Tuesday, 12 May 2009
Kindle: the new e-book reader
What is this?
To kindle... to light a fire, to grow flames from very little. Kindling... the small, easily-lit bits of wood or paper used to light a fire. To animate, to inflame.
So, calling a new electronic book reader a 'Kindle' implies... what? That a new love of reading will be kindled by this device? The name certainly hints at something new.
And that 'something new' is where I am divided on this matter.
Reading is nothing new. I myself have been doing it for a good number of years and I am given to understand that others before me have discovered meaning in all those funny squiggles.
I am a book lover. I love books. The very sight of books excites me and I become positively giddy inside a library. It isn't just the words; it is the feel of the paper, the binding, the smell, the weight.
More than that, to own a book is to possess it. There are many, many people like me who cannot bear to part with a book, even if they know they are never going to read it again. To give it away would be like losing a friend. A book is a world more than the words which physically inhabit it.
So how, then, is this electronic device going to kindle something that a book cannot? How can it replace the joy felt when a new book is opened for the first time? How can something so cold and sterile take the place of something so beautifully tactile as a book?

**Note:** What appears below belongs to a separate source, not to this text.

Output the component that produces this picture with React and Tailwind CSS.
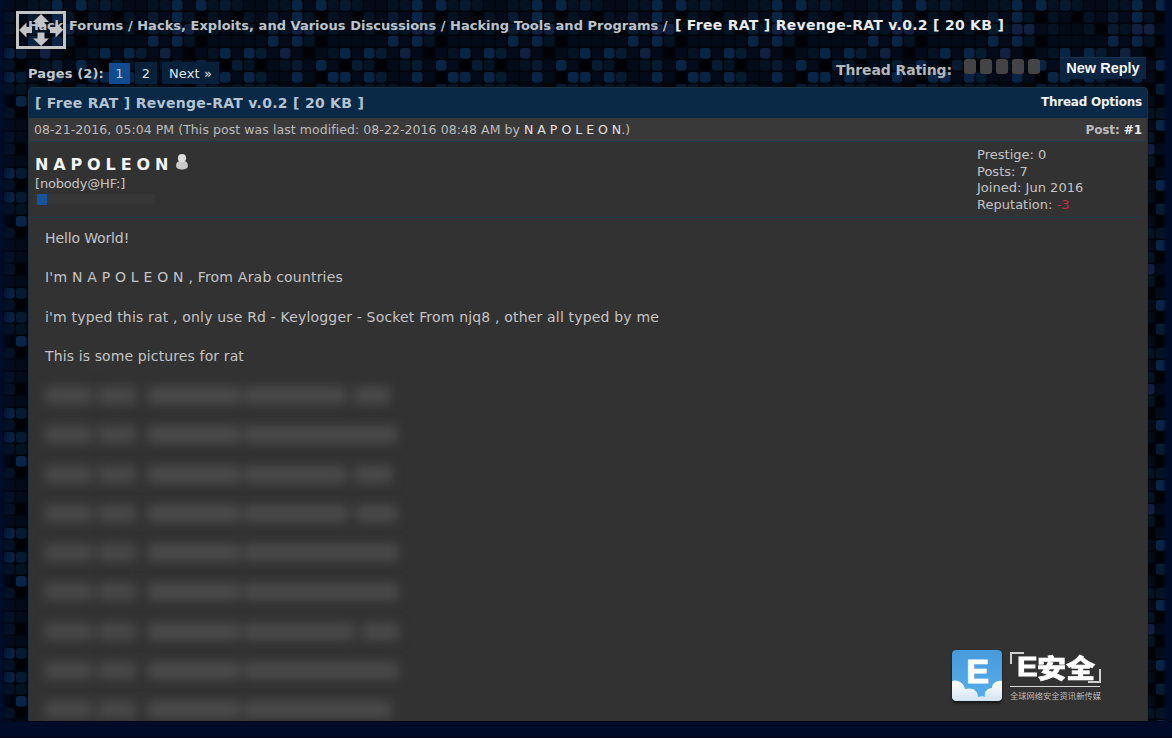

Ah, so back to that 'something new.'
A Kindle cannot replace a book for the simple fact that a Kindle is an electronic device and a book is a book. Printing still has not replaced manuscript illumination. The production of hand made and bound books is enjoying something of a renaissance. The British Parliament still record their laws on vellum as it is far more durable than paper.
So instead, what new experiences can the Kindle offer?
Imagine you were travelling for a year (lucky thing). You would be able to fit every Lonely Planet ever written and several small libraries in your rucksack. You'd feel like a geek on the beach but you'd still have a straight spine at the end of it all.
Imagine you're going to a conference. Before you board the plane you have downloaded all the relevant papers plus background chapters of books. It doesn't matter that you don't have the actual hard copies: you don't want your house filled with books about the hydraulic analysis of unsteady flow in pipe networks anyway.
Imagine you're a computer nerd. Books about C++ and suchlike are out of date by the time they even get to the printers. You can download e-books the moment they become available and delete them when they're obsolete. Without chopping down a single tree.
I would even like to remain optimistic about the future of a publishing industry that has such a low-cost method to reach new readers.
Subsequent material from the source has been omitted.